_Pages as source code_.
━━━━━━

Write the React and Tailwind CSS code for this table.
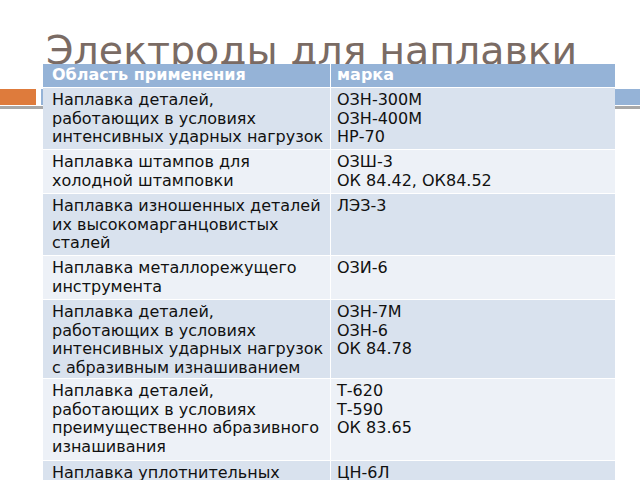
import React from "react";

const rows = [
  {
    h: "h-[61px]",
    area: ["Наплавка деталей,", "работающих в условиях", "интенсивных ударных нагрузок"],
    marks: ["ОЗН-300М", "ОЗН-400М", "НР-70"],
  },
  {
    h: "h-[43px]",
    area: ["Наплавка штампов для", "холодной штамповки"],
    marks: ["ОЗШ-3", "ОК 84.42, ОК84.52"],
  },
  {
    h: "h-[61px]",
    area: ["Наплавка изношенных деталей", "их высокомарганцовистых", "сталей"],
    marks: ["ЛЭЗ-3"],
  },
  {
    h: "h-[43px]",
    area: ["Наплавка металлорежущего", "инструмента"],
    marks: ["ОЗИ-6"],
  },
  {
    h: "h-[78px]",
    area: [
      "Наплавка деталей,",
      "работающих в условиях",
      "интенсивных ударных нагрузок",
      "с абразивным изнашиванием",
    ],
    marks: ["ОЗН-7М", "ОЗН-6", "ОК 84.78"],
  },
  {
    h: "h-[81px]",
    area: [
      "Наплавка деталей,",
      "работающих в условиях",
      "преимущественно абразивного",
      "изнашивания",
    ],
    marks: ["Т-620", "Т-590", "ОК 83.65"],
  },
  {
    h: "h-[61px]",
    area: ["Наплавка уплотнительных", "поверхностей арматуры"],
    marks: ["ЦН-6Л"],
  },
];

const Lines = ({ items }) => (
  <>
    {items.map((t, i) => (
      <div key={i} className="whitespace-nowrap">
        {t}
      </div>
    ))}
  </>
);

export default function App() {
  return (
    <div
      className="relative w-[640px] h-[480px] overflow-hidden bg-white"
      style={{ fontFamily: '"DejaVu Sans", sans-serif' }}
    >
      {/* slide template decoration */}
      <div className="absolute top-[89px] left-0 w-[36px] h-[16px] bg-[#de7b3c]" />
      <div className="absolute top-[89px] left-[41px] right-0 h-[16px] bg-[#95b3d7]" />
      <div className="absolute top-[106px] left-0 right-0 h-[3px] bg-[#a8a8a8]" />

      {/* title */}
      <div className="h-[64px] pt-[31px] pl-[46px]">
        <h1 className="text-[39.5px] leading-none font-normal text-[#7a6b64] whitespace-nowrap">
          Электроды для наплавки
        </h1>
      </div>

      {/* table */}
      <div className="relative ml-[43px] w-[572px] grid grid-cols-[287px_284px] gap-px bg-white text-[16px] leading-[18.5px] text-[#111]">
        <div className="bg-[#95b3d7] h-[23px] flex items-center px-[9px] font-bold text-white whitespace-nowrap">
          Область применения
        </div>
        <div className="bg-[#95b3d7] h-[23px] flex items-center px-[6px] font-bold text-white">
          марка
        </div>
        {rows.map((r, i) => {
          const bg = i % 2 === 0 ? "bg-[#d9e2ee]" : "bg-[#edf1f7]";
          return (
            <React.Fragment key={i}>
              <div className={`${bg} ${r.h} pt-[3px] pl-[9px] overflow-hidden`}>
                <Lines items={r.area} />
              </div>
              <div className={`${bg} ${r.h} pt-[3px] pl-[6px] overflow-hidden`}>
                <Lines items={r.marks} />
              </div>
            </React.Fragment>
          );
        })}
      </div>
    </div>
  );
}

━━━━━━

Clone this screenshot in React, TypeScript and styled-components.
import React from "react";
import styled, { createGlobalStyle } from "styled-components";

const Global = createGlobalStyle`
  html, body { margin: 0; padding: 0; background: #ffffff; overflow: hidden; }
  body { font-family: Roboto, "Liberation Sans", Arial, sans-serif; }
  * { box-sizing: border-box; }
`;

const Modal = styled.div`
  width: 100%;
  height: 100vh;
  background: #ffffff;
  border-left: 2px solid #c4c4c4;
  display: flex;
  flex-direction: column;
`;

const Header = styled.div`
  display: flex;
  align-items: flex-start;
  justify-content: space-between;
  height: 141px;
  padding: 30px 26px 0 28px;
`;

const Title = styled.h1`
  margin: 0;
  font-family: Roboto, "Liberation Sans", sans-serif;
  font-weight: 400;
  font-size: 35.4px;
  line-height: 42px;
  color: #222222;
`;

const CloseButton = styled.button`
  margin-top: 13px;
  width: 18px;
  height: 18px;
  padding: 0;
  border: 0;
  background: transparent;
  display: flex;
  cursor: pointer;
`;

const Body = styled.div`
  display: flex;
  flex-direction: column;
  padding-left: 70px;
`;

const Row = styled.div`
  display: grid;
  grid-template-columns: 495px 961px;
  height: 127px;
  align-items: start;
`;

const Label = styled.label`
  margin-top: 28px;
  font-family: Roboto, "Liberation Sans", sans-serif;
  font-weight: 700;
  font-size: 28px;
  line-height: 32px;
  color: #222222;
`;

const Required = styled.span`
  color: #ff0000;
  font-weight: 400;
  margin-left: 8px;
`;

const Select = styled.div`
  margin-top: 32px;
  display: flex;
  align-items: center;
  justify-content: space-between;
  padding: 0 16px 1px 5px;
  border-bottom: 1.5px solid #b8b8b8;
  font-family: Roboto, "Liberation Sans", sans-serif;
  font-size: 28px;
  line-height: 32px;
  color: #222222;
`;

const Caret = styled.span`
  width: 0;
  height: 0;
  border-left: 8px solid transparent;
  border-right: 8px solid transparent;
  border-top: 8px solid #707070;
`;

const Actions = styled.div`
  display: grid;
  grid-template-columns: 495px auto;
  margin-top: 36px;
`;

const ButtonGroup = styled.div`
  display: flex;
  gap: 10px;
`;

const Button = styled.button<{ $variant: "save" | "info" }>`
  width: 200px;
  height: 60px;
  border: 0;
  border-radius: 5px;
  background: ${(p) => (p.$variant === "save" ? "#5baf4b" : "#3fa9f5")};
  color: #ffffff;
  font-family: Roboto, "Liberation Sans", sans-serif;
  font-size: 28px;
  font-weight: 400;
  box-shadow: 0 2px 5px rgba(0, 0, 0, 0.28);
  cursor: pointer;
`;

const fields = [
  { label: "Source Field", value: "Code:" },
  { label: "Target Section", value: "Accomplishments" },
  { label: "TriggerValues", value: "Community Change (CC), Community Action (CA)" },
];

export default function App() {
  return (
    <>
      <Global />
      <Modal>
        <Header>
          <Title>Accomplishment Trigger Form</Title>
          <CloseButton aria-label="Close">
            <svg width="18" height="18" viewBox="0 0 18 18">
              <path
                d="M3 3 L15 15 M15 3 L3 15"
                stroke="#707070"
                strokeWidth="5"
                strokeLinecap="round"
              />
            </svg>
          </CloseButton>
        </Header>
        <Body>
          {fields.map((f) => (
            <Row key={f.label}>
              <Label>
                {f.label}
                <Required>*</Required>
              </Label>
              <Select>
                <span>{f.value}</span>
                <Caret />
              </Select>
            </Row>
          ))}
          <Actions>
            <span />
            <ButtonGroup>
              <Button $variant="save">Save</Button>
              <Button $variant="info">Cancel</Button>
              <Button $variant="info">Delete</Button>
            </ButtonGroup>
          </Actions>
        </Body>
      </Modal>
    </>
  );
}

━━━━━━

_Your goal_. Tally up the lines in the records that contain the word "React" and give only the total.

_Solved problem_. 6